Andrew Forrest: Aboriginal community controlled health sector is the single largest employer of Aboriginal people
The Forrest Review has missed an opportunity in not recommending the expansion of the Aboriginal Community Controlled Health sector as a pathway for employment, training and economic development for Aboriginal and Torres Strait Islander people, said the National Aboriginal Community Controlled Health Organisation (NACCHO) today.
Responding the Forrest Review, NACCHO Chairperson, Justin Mohamed, said Aboriginal Community Controlled Health Services were leading, evidenced based examples for all governments to decrease unemployment, as the largest single employers of Aboriginal people, providing meaningful and sustainable training and career pathways.
Mr Mohamed did welcome recommendations to invest in and build the capacity of Aboriginal organisations to deliver their own services and to reduce the red tape that detracts from front-line service delivery.
However, he said he was concerned about the harsh measures around welfare detailed in the Report, questioning how this would improve Closing the Gap and the social determinants of health, and from a personal level improving Aboriginal self esteem or self-reliance.
“Aboriginal health services, operated by Aboriginal people, tick all the boxes for achieving better outcomes for Aboriginal people – health, training and employment,” Mr Mohamed said.
“They employ more than 3,500 Aboriginal people as doctors, specialists, nurses and administrators and, given the increasing demand for their services, have the potential to employ and train many more. In many cases they are the largest employers of Aboriginal people in the communities they service, and provide economic benefit to local and regional businesses.
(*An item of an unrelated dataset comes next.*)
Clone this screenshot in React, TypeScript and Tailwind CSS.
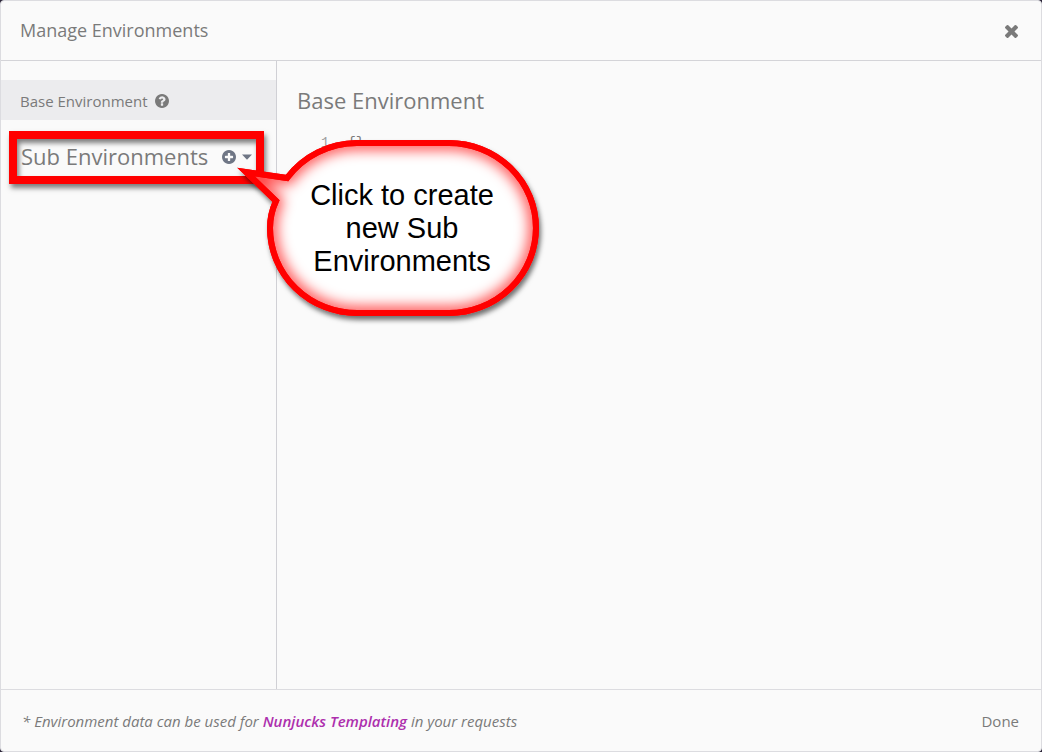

“Better resourcing and an expansion of our sector would solve some of the issues relating to Aboriginal unemployment while improving the health of more of our people.
“It is disappointing the Forrest Review did not contain more about community driven models of employment such as those demonstrated by our Services.”
Mr Mohamed welcomed the Forrest Report’s focus on early childhood health and development and said Aboriginal Community Controlled Health Services were ideally placed to take this on.
“The Forrest reports notes the failure of mainstream services to address Aboriginal disadvantage.
“The fact is, most Aboriginal people prefer to go to a service that understands them and their culture. We are seeing evidence of this where families are driving large distances to visit our health services, bypassing many mainstream services on the way.
“Aboriginal parents will be more open to early intervention in their children’s health if the early intervention is being done by others within their own community.”
Mr Mohamed called on the government to support the Forrest Review’s recommendation for better accountability of government.
“The abolition of the COAG Reform Council means we don’t have that critical independent oversight of how we are tracking against the Closing the Gap targets. The development of the Implementation Plan for the National Aboriginal and Torres Strait Islander Health Plan provides an opportunity to address this.”